Ross I. Romero BS’93, former member of the U of U Young Alumni Association Board of Directors, has been promoted to shareholder in the law firm of Jones Waldo Holbrook & McDonough PC. He practices in the areas of commercial litigation, labor and employment, intellectual property, medical malpractice, and government relations. Romero received his J.D. degree from the University of Michigan law school, where he was a note editor of the Michigan Journal of Race & Law, and a semi-finalist in the Campbell Moot Court competition.

Jessica Millward BA’95 has received the Huggins-Quarles award from the Organization of American Historians for her doctoral dissertation, “A Choice Parcel of Country Born.” The work examines the gendered context of slavery and freedom for African American women in Maryland during the early days of the Revolutionary era to the period before the Civil War. Millward explores the ways in which the deep-rooted commitment to slave labor impacted the lives of bonded women, both in their lives and in their communities. She suggests that the trend of many slave owners to release their slaves at the end of the Revolutionary War presented the opportunity to freed black women to transform their economic and legal status. Millward earned her Ph.D. at the University of California, Los Angeles.

Christine Keyser BS’96 MS’99 has been appointed by the Utah Dept. of Commerce as its new public information officer (PIO). She will be in charge of all media and public relations for the seven divisions that comprise the department. She will also handle Web site content, presentations, reports, and public requests for information. Keyser received her bachelor’s degree, cum laude, in speech communication and her master’s in communication. For the past few years, Keyser has been teaching communication classes at the U and involved in corporate consulting and leadership training for The Villard Group.

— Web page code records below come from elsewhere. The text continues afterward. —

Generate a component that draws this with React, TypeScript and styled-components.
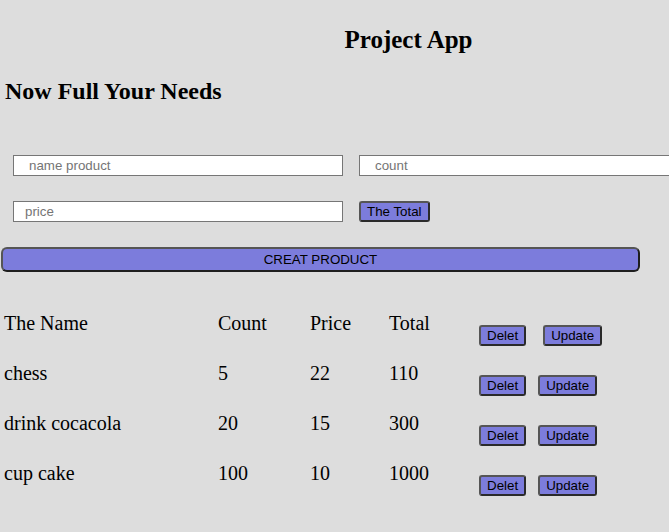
import React from "react";
import styled, { createGlobalStyle } from "styled-components";

const GlobalStyle = createGlobalStyle`
  html, body {
    margin: 0;
    padding: 0;
    background: #dddddd;
    overflow: hidden;
  }
  body {
    font-family: "Liberation Serif", "Times New Roman", serif;
    color: #000;
  }
`;

const Page = styled.div`
  width: 812px;
  padding: 26px 0 20px 5px;
  box-sizing: border-box;
`;

const Title = styled.h2`
  margin: 0;
  font-size: 25px;
  font-weight: bold;
  text-align: center;
`;

const SubTitle = styled.h2`
  margin: 24px 0 0;
  font-size: 24px;
  font-weight: bold;
`;

const Form = styled.div`
  display: flex;
  flex-direction: column;
  margin-top: 50px;
`;

const InputRow = styled.div`
  display: flex;
  align-items: center;
  gap: 16px;
  padding-left: 8px;
  margin-bottom: 25px;
`;

const Field = styled.input<{ $indent: number }>`
  width: 330px;
  height: 21px;
  box-sizing: border-box;
  border: 1px solid #767676;
  background: #fff;
  padding: 0 0 0 ${(p) => p.$indent}px;
  font-family: "Liberation Sans", Arial, sans-serif;
  font-size: 13.33px;
  outline: none;

  &::placeholder {
    color: #757575;
  }
`;

const ActionButton = styled.button`
  height: 21px;
  box-sizing: border-box;
  padding: 1px 6px;
  background: #7c7cdc;
  border: 2px solid #2a2a2a;
  border-top-color: #555;
  border-left-color: #555;
  border-radius: 3px;
  font-family: "Liberation Sans", Arial, sans-serif;
  font-size: 13.33px;
  color: #000;
  cursor: pointer;
`;

const CreateButton = styled.button`
  width: 639px;
  height: 25px;
  margin-left: -4px;
  box-sizing: border-box;
  background: #7c7cdc;
  border: 2px solid #1e1e1e;
  border-top-color: #555;
  border-left-color: #555;
  border-radius: 6px;
  font-family: "Liberation Sans", Arial, sans-serif;
  font-size: 13.33px;
  color: #000;
  cursor: pointer;
`;

const Table = styled.div`
  margin-top: 40px;
  margin-left: -1px;
  display: flex;
  flex-direction: column;
`;

const Row = styled.div`
  display: grid;
  grid-template-columns: 214px 92px 79px 90px auto;
  height: 50px;
  align-items: start;
  font-size: 20px;
`;

const Cell = styled.div`
  line-height: 23px;
`;

const ButtonCell = styled.div<{ $gap: number }>`
  display: flex;
  gap: ${(p) => p.$gap}px;
  padding-top: 13px;
`;

const products = [
  { name: "chess", count: 5, price: 22, total: 110 },
  { name: "drink cocacola", count: 20, price: 15, total: 300 },
  { name: "cup cake", count: 100, price: 10, total: 1000 },
];

export default function App() {
  return (
    <Page>
      <GlobalStyle />
      <Title>Project App</Title>
      <SubTitle>Now Full Your Needs</SubTitle>
      <Form>
        <InputRow>
          <Field $indent={15} placeholder="name product" />
          <Field $indent={15} placeholder="count" />
        </InputRow>
        <InputRow>
          <Field $indent={11} placeholder="price" />
          <ActionButton>The Total</ActionButton>
        </InputRow>
        <CreateButton>CREAT PRODUCT</CreateButton>
      </Form>
      <Table>
        <Row>
          <Cell>The Name</Cell>
          <Cell>Count</Cell>
          <Cell>Price</Cell>
          <Cell>Total</Cell>
          <ButtonCell $gap={17}>
            <ActionButton>Delet</ActionButton>
            <ActionButton>Update</ActionButton>
          </ButtonCell>
        </Row>
        {products.map((p) => (
          <Row key={p.name}>
            <Cell>{p.name}</Cell>
            <Cell>{p.count}</Cell>
            <Cell>{p.price}</Cell>
            <Cell>{p.total}</Cell>
            <ButtonCell $gap={12}>
              <ActionButton>Delet</ActionButton>
              <ActionButton>Update</ActionButton>
            </ButtonCell>
          </Row>
        ))}
      </Table>
    </Page>
  );
}
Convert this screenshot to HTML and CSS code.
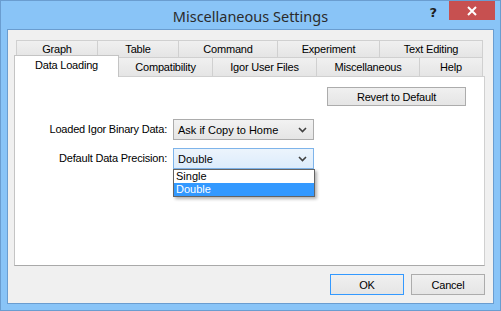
FILE: index.html
```html
<!DOCTYPE html>
<html lang="en">
<head>
<meta charset="UTF-8">
<title>Miscellaneous Settings</title>
<link rel="stylesheet" href="styles.css">
</head>
<body>
    <div class="window">
        <div class="titlebar">
            <span></span>
            <span class="title">Miscellaneous Settings</span>
            <div class="controls">
                <span class="help">?</span>
                <span class="close">
                    <svg width="10" height="10" viewBox="0 0 10 10"><path d="M1 1L9 9M9 1L1 9" stroke="#fff" stroke-width="2"/></svg>
                </span>
            </div>
        </div>

        <div class="client">
            <div class="tabrow back">
                <div class="tab w82">Graph</div>
                <div class="tab w82">Table</div>
                <div class="tab w100">Command</div>
                <div class="tab w103">Experiment</div>
                <div class="tab w104">Text Editing</div>
            </div>
            <div class="tabrow front">
                <div class="tab active w105">Data Loading</div>
                <div class="tab w95">Compatibility</div>
                <div class="tab w105">Igor User Files</div>
                <div class="tab w104">Miscellaneous</div>
                <div class="tab w64">Help</div>
            </div>

            <div class="panel">
                <div class="panel_top">
                    <button class="btn revert">Revert to Default</button>
                </div>
                <div class="fields">
                    <label class="field_label">Loaded Igor Binary Data:</label>
                    <div class="combo">
                        <span>Ask if Copy to Home</span>
                        <svg width="9" height="6" viewBox="0 0 9 6"><path d="M1 1L4.5 4.5L8 1" fill="none" stroke="#404040" stroke-width="1.6"/></svg>
                    </div>
                    <label class="field_label">Default Data Precision:</label>
                    <div class="combo_wrap">
                        <div class="combo focused">
                            <span>Double</span>
                            <svg width="9" height="6" viewBox="0 0 9 6"><path d="M1 1L4.5 4.5L8 1" fill="none" stroke="#404040" stroke-width="1.6"/></svg>
                        </div>
                        <ul class="droplist">
                            <li>Single</li>
                            <li class="selected">Double</li>
                        </ul>
                    </div>
                </div>
            </div>

            <div class="footer">
                <button class="btn default">OK</button>
                <button class="btn">Cancel</button>
            </div>
        </div>
    </div>
</body>
</html>
```

FILE: styles.css
```css
*,
*::before,
*::after {
  box-sizing: border-box;
}
body {
    margin: 0;
    font-family: "Liberation Sans", Arial, sans-serif;
    font-size: 11px;
    color: #000;
}
.window {
    width: 501px;
    height: 311px;
    background: #89c4f7;
    border: 1px solid #6a9dd0;
    display: flex;
    flex-direction: column;
}

/* title bar */
.titlebar {
    height: 28px;
    display: grid;
    grid-template-columns: 1fr auto 1fr;
    align-items: start;
}
.title {
    font-family: "Noto Sans", "Open Sans", sans-serif;
    font-size: 14.5px;
    color: #2b2b2b;
    line-height: 28px;
    padding-top: 1px;
}
.controls {
    display: flex;
    justify-content: flex-end;
    align-items: flex-start;
    margin-right: 5px;
}
.help {
    font-family: "DejaVu Sans", sans-serif;
    font-weight: bold;
    font-size: 13px;
    color: #1e1e1e;
    margin-right: 12px;
    margin-top: 4px;
}
.close {
    width: 46px;
    height: 19px;
    background: #c75050;
    display: flex;
    align-items: center;
    justify-content: center;
}

/* client */
.client {
    flex: 1;
    margin: 0 6px 6px 6px;
    border: 1px solid #6a9dd0;
    background: #f0f0f0;
    padding: 10px 8px 8px 6px;
    display: flex;
    flex-direction: column;
}

/* tabs */
.tabrow {
    display: flex;
}
.tabrow.back {
    height: 17px;
    margin-left: 2px;
}
.tabrow.front {
    height: 19px;
    align-items: flex-end;
}
.tab {
    height: 100%;
    flex: none;
    border: 1px solid #d0d0d0;
    border-bottom: none;
    margin-left: -1px;
    background: linear-gradient(#f0f0f0, #e5e5e5);
    text-align: center;
    line-height: 16px;
    letter-spacing: -0.2px;
}
.tab:first-child {
    margin-left: 0;
}
.front .tab {
    line-height: 18px;
}
.tab.active {
    position: relative;
    z-index: 1;
    height: 22px;
    margin-bottom: -1px;
    background: #fff;
    border-color: #c4c4c4;
    line-height: 19px;
}
.w64 { width: 64px; }
.w82 { width: 82px; }
.w95 { width: 95px; }
.w100 { width: 100px; }
.w103 { width: 103px; }
.w104 { width: 104px; }
.w105 { width: 105px; }

/* panel */
.panel {
    height: 190px;
    border: 1px solid #d0d0d0;
    border-bottom-color: #a9a9a9;
    border-left-color: #c4c4c4;
    background: #fff;
    padding-top: 10px;
}
.panel_top {
    display: flex;
    justify-content: flex-end;
    padding-right: 18px;
}
.btn {
    font-family: inherit;
    font-size: 11px;
    color: #000;
    height: 21px;
    width: 74px;
    padding: 0;
    border: 1px solid #acacac;
    background: linear-gradient(#f0f0f0, #e5e5e5);
    letter-spacing: -0.2px;
}
.btn.revert {
    width: 139px;
    height: 19px;
}
.btn.default {
    border-color: #3399ff;
}

.fields {
    display: grid;
    grid-template-columns: 152px 141px;
    column-gap: 6px;
    row-gap: 8px;
    margin-top: 13px;
}
.field_label {
    text-align: right;
    line-height: 21px;
    letter-spacing: -0.2px;
}
.combo {
    height: 21px;
    border: 1px solid #acacac;
    background: linear-gradient(#f2f2f2, #e5e5e5);
    display: flex;
    align-items: center;
    justify-content: space-between;
    padding: 0 6px 0 4px;
}
.combo.focused {
    border-color: #7eb4ea;
    background: linear-gradient(#ecf4fc, #dcecfc);
}
.combo_wrap {
    position: relative;
}
.droplist {
    position: absolute;
    top: 100%;
    left: 0;
    width: 142px;
    margin: 0;
    padding: 0;
    list-style: none;
    background: #fff;
    border: 1px solid #646464;
    box-shadow: 2px 2px 3px rgba(0, 0, 0, 0.3);
}
.droplist li {
    height: 13px;
    line-height: 13px;
    padding-left: 2px;
}
.droplist li.selected {
    background: #3399ff;
    color: #fff;
}

/* footer */
.footer {
    display: flex;
    justify-content: flex-end;
    gap: 7px;
    margin-top: 8px;
}
```
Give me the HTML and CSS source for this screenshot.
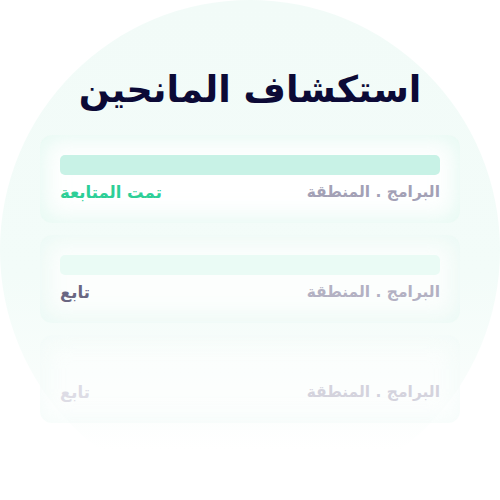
FILE: index.html
```html
<!DOCTYPE html>
<html lang="ar" dir="rtl">
<head>
<meta charset="utf-8">
<link rel="stylesheet" href="styles.css">
</head>
<body>
<div class="stage">
  <h1 class="title">استكشاف المانحين</h1>
  <div class="list">
    <div class="card card-1">
      <div class="bar"></div>
      <div class="row">
        <span class="meta">البرامج . المنطقة</span>
        <span class="action followed">تمت المتابعة</span>
      </div>
    </div>
    <div class="card card-2">
      <div class="bar"></div>
      <div class="row">
        <span class="meta">البرامج . المنطقة</span>
        <span class="action follow">تابع</span>
      </div>
    </div>
    <div class="card card-3">
      <div class="bar"></div>
      <div class="row">
        <span class="meta">البرامج . المنطقة</span>
        <span class="action follow">تابع</span>
      </div>
    </div>
  </div>
</div>
</body>
</html>
```

FILE: styles.css
```css
html, body {
  margin: 0;
  padding: 0;
  background: #ffffff;
}
body {
  width: 500px;
  height: 500px;
  overflow: hidden;
  font-family: "DejaVu Sans", "Noto Sans", sans-serif;
}
.stage {
  width: 500px;
  height: 500px;
  border-radius: 50%;
  background: linear-gradient(to bottom, #f2fbf8 0%, #f3fcf9 55%, #f8fdfb 75%, #ffffff 90%);
  display: flex;
  flex-direction: column;
  align-items: stretch;
  box-sizing: border-box;
  padding-top: 67px;
}
.title {
  margin: 0;
  text-align: center;
  font-size: 36.5px;
  line-height: 46px;
  font-weight: 700;
  color: #0c0a36;
}
.list {
  margin-top: 22px;
  display: flex;
  flex-direction: column;
  gap: 12px;
  padding: 0 40px;
}
.card {
  height: 88px;
  box-sizing: border-box;
  padding: 20px 20px 0;
  border-radius: 12px;
  background: #ffffff;
  box-shadow: inset 0 0 24px 4px rgba(212, 245, 234, 0.6);
}
.bar {
  height: 20px;
  border-radius: 5px;
  background: #c8f2e6;
}
.row {
  display: flex;
  justify-content: space-between;
  align-items: center;
  margin-top: 5px;
  height: 24px;
  font-weight: 700;
}
.meta {
  font-size: 15.5px;
  color: #a3a1b6;
}
.action {
  font-size: 16.5px;
}
.followed {
  color: #2dcf97;
}
.follow {
  color: #6a6782;
}
.card-2 {
  background: #fcfefd;
  box-shadow: inset 0 0 24px 4px rgba(222, 247, 239, 0.6);
}
.card-2 .bar {
  background: #eafbf5;
}
.card-2 .meta {
  color: #b3b1c3;
}
.card-3 {
  background: rgba(255, 255, 255, 0.45);
  box-shadow: inset 0 0 24px 4px rgba(232, 248, 243, 0.45);
}
.card-3 .bar {
  background: transparent;
}
.card-3 .meta {
  color: #d4d3dd;
}
.card-3 .follow {
  color: #dddce5;
}
```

She has served as vice president of communication for the American Society for Training and Development (ASTD), been a presenter at the Governor’s 2003 GIFT Marriage Conferences, and a member of the Powersport Vehicle Franchise Act Board.

Jason P. Perry JD’99 has been appointed by the Utah Dept. of Commerce as the new deputy director. He will serve as the product manager for online initiatives, represent the department at legislative hearings, and play a role in accounting and human resource functions. Previously, Perry worked with the Division of Consumer Protection, where he drafted legislation and acted as an administrative hearing officer. He also served as an assistant attorney general for the Utah Attorney General’s Office, where he was involved in drafting legislation, prosecuting cases for the Utah Internet Crimes Against Children Task Force, and prosecuting child abuse and child sex abuse cases. He received the 2002 FBI Director’s award for distinguished service to the law enforcement community.


Jeffrey R. Jeppsen BS’00 has joined the intellectual property law firm of Rader, Fishman & Grauer PLLC as an associate in its South Jordan, Utah, office. His area of focus is preparing and prosecuting U.S. and foreign patent applications, primarily in computer hardware and software. Jeppsen was a clerk and legal research assistant with intellectual property law firms in Salt Lake City and Sydney, Australia, and was an associate engineer for a data communications company in Salt Lake. He earned his J.D. degree at Brigham Young University and now resides in South Jordan, Utah.